M3、M4ともトウ上側で試打した時は、右側に打ち出しスライスに。また、ヒール下側で試打した時は、左側に打ち出しフックとなった。それぞれ従来のバルジとロールであれば、トウ上側だと右打ち出しフック回転、ヒール下側だと左打ち出しスライス回転になるギア効果が得られるはずだが、その効果をより大きく期待したようにも見えるMシリーズでは確認できない結果となった。

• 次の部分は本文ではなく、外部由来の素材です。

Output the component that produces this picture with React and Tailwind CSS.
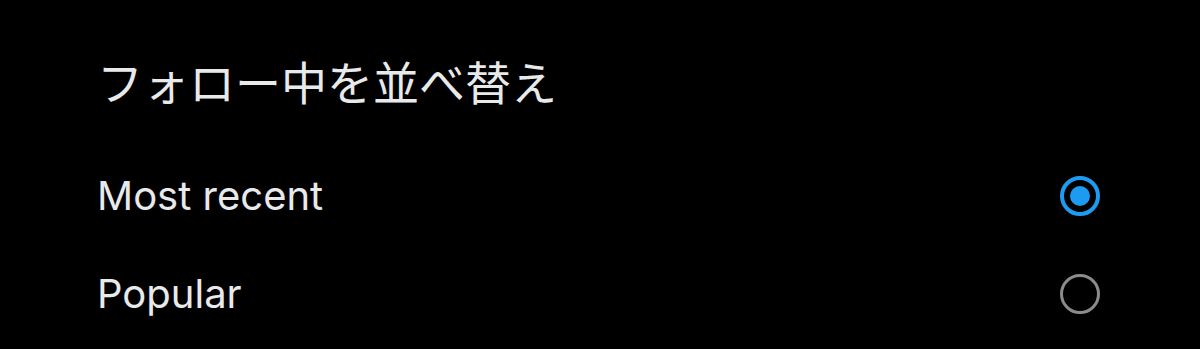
import { useState } from "react";

const options = [
  { id: "recent", label: "Most recent" },
  { id: "popular", label: "Popular" },
];

const Radio = ({ checked }) => (
  <span
    className={`flex h-[40px] w-[40px] items-center justify-center rounded-full ${
      checked ? "border-[4px] border-[#1d9bf0]" : "border-[3px] border-[#8b8b8b]"
    }`}
  >
    {checked && <span className="h-[20px] w-[20px] rounded-full bg-[#1d9bf0]" />}
  </span>
);

const App = () => {
  const [sort, setSort] = useState("recent");

  return (
    <div
      className="h-[349px] w-full bg-black pl-[97px] pr-[100px] text-[#e7e9ea]"
      style={{ fontFamily: "Inter, 'Noto Sans CJK JP', sans-serif" }}
    >
      <h3
        className="pt-[53px] text-[46px] leading-[54px] font-normal"
        style={{ fontFamily: "'Noto Sans CJK JP', sans-serif" }}
      >
        フォロー中を並べ替え
      </h3>
      <div className="mt-[40px]">
        {options.map((o) => (
          <button
            key={o.id}
            onClick={() => setSort(o.id)}
            className="flex h-[98px] w-full items-center justify-between text-left"
          >
            <span className="text-[40px] leading-none">{o.label}</span>
            <Radio checked={sort === o.id} />
          </button>
        ))}
      </div>
    </div>
  );
};

export default App;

「従来のバルジとロールで作られたクラブは、ロボットテストではまっすぐボールを運んでいた」というテーラーメイド社のエイブルズ米国CEO氏の説明は、M3、M4を同じような条件でロボットテストした場合には曲がると暗に示唆していたと思える結果となった。

ヒール下ミスに強いM3、トウ上ミスに強いM4

※スピン軸(Spin Axis):バックスピンの回転する中心軸の左右の傾きのこと。右に傾くとスライス回転。左に傾くとフック回転がかかる

M3とM4の比較としては、トウ上側に20mm打点を外した結果から、M3が初速2.0m/s差(57.3m/s→55.3m/s)に対し、M4は0.2m/s差(57.8m/s→57.6m/s)に留まった。曲がり幅に関してもズレが少ないことから、M4のほうがトウ上のミスに強いといえる。逆に真ん中からヒール下20mmに外した場合、打ち出し方向がM4が7.4度の差(左0.1度→左7.5度)に対し、M3は4.1度の差(左0.9度→左5.0度)と影響が少ない結果に。ヒール下のミスにはM3のほうが強いことが分かった。

ロボットはすべて同じ力量、同じ軌道で測定

ちなみに別メーカーのクラブで、同じ実験を行うとどうなるのか? 最新モデルの中でミスの許容度が高いと評判のピン G400 MAX ドライバーでテストを行った。シャフトは異なるため一概に比較はできないが、トウ上側の結果ではM4、ヒール下側の結果ではM3の曲がり幅のほうが抑えられているのが分かる。

リアルロフトが寝ているM4

両方ともロフト表示 9.5度モデルで計測(GDO調べ/ユニバーサルゴルフ協力)

ウエイト位置がスタンダードのM3 460 ドライバーと、M4 ドライバーのリアルスペックを計測してみると、M4のほうがロフト角が表示より1.8度も寝ていることが判明。またM3より重心距離が長く、重心深度が深いことが分かった。このことを踏まえ、上記ロボット試打テストの結果をかんがみると、人間に置き換えた場合、コントロールしやすいのはM3、オートマチックに打てるのはM4と推定できそうだ。ただし、M3にはウエイト調整があるので、重心の距離も深さも変えられるメリットがあることは覚えておこう。

ロボット試打で見えた『ツイストフェース』の逆説的見解

新機能『ツイストフェース』は、人間のスイング傾向を50万発のショットデータを元に開発・設計されている。今回のロボットテストで曲がる結果が出たということは、やはりヒューマンテストを元に開発された機能なのだろう。